Written request
Check each line of the material below, and copy it if it holds the string "index".
--*--
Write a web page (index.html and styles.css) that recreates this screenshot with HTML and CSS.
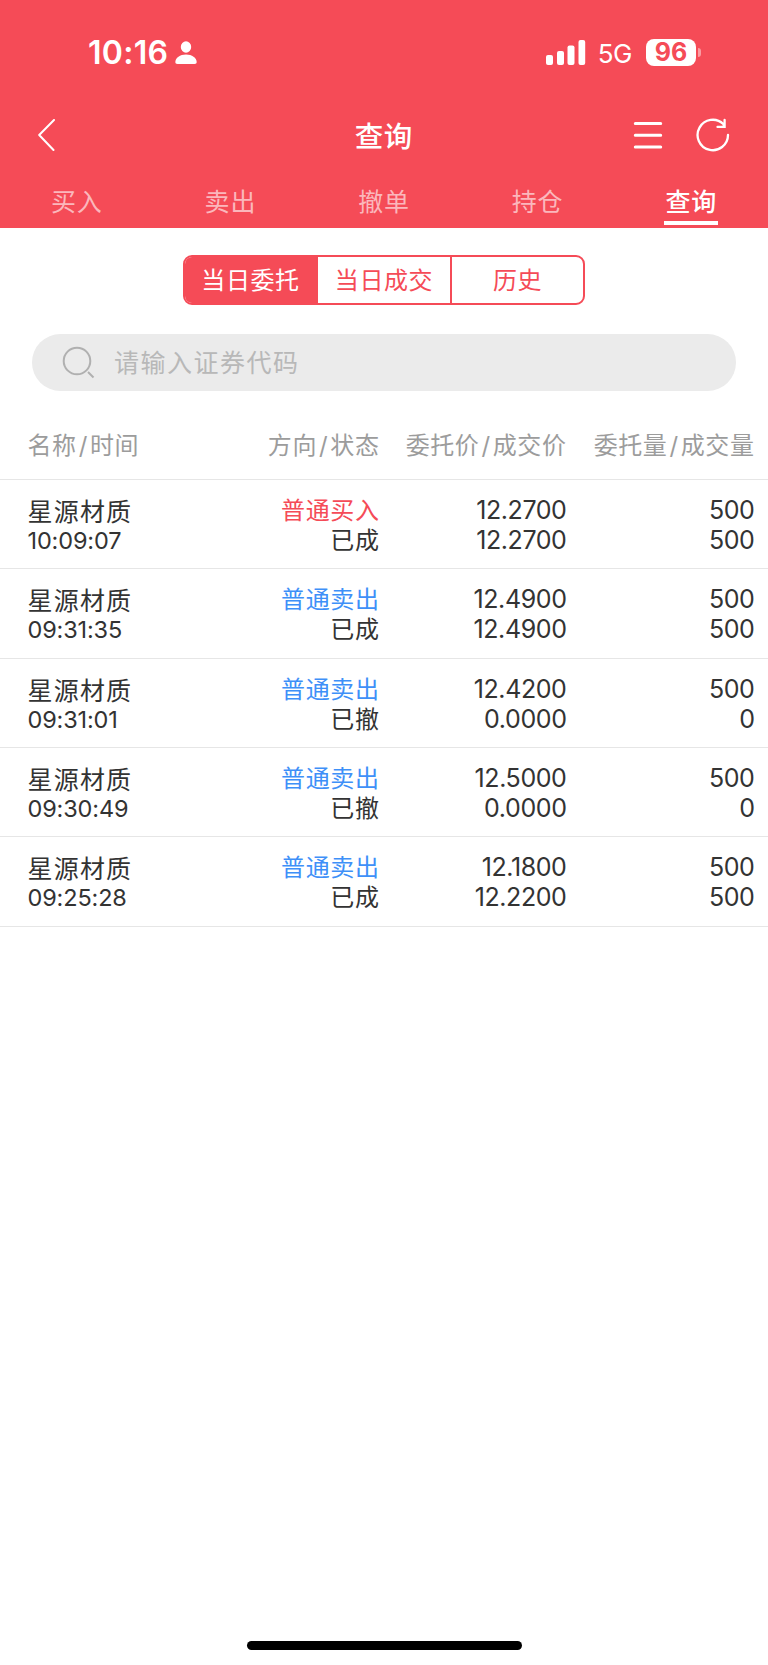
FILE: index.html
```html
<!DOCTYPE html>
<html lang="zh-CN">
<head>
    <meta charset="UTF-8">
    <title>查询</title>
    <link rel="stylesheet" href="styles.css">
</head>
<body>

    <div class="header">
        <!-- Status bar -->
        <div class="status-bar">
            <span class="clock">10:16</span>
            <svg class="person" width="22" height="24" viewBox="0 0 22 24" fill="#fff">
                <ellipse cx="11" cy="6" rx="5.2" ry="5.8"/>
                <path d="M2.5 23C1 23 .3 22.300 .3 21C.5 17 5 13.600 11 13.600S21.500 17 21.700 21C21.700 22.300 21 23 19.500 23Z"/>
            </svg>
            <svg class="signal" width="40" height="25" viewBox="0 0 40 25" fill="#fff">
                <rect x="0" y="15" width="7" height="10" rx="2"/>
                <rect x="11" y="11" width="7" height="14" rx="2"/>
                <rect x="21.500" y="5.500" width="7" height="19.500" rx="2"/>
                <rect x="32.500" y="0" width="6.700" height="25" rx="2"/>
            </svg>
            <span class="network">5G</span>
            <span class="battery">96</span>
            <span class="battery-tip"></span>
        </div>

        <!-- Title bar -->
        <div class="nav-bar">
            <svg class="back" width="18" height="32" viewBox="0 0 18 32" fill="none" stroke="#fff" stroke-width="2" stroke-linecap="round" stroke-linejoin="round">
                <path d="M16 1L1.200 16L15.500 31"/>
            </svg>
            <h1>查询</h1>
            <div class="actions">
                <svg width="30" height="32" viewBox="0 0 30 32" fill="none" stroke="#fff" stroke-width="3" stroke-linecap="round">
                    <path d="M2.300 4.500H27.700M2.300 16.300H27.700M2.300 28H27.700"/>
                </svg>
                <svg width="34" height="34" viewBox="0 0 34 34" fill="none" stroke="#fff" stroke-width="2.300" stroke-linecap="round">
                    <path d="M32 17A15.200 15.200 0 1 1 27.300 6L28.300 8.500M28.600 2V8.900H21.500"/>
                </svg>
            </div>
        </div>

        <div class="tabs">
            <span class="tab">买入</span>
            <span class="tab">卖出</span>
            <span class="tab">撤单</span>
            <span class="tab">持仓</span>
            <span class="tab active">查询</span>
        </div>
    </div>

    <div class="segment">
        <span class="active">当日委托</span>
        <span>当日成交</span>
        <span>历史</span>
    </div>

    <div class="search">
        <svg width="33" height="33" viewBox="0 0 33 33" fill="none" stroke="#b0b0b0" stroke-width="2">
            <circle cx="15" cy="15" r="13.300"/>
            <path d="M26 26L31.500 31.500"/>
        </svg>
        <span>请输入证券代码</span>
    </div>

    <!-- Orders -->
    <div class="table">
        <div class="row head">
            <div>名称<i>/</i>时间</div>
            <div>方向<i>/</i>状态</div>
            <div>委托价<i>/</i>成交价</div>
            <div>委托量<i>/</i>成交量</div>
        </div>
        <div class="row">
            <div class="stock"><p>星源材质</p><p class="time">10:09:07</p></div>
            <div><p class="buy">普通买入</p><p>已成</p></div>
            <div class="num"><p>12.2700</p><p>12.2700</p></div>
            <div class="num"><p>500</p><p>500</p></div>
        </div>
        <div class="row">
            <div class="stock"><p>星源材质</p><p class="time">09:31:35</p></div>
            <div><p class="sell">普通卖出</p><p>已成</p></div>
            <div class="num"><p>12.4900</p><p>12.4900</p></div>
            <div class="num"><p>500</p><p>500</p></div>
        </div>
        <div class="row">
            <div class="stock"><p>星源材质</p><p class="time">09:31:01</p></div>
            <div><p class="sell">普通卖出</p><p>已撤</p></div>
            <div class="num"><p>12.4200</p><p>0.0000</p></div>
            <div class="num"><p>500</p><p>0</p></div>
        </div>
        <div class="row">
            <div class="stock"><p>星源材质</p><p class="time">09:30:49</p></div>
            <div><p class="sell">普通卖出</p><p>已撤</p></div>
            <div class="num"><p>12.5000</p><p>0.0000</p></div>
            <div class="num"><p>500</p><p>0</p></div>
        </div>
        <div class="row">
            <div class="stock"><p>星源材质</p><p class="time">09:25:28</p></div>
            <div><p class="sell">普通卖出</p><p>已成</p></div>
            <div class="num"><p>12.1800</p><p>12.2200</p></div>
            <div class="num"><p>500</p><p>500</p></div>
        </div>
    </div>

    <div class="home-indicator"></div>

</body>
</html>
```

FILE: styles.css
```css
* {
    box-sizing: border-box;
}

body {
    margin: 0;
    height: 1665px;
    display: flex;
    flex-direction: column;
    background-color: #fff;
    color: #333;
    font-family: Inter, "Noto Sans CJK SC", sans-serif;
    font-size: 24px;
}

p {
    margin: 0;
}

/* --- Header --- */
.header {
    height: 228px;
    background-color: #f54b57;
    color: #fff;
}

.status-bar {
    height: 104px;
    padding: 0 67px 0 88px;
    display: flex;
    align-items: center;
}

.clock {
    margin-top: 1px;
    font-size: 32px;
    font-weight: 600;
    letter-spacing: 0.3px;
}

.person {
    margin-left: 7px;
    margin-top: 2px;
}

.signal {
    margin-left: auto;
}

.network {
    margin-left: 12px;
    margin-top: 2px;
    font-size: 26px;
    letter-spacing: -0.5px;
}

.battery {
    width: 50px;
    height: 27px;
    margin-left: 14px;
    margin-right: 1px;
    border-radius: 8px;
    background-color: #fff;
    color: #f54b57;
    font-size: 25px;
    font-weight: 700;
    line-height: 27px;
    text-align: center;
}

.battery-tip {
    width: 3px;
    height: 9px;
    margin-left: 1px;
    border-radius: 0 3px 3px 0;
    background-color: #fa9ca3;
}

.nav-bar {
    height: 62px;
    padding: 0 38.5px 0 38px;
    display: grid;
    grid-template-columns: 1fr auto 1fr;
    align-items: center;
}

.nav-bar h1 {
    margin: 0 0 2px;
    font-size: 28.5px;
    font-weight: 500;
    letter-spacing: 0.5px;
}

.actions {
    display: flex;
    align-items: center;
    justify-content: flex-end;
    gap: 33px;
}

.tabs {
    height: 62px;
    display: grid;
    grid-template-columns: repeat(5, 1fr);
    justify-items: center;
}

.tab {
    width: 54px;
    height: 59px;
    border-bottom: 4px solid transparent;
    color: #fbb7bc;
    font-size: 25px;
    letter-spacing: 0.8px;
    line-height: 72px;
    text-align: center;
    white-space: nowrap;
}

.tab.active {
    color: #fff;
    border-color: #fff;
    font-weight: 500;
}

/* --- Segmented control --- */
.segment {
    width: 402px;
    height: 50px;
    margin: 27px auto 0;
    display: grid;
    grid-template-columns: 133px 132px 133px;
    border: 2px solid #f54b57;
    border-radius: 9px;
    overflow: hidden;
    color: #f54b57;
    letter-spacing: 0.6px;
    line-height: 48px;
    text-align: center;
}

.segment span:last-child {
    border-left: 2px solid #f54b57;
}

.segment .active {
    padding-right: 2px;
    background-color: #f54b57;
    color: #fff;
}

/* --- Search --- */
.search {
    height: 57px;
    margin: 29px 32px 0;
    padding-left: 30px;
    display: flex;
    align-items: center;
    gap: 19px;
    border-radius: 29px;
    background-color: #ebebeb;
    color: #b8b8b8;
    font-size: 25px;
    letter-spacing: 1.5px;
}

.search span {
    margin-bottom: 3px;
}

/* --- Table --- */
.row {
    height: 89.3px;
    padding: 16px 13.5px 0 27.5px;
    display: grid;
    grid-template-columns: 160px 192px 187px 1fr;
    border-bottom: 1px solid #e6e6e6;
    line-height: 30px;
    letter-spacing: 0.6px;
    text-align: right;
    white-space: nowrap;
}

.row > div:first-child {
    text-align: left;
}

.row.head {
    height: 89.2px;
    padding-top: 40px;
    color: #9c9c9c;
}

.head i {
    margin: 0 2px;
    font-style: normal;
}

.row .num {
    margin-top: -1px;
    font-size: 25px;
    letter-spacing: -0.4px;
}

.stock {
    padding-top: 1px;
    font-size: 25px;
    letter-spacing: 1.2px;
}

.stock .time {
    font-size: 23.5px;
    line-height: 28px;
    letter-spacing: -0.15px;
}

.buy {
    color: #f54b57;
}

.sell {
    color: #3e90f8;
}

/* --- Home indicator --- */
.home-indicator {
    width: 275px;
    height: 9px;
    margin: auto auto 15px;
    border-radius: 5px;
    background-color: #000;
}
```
--*--
Task solution
Write a web page (index.html and styles.css) that recreates this screenshot with HTML and CSS.
FILE: index.html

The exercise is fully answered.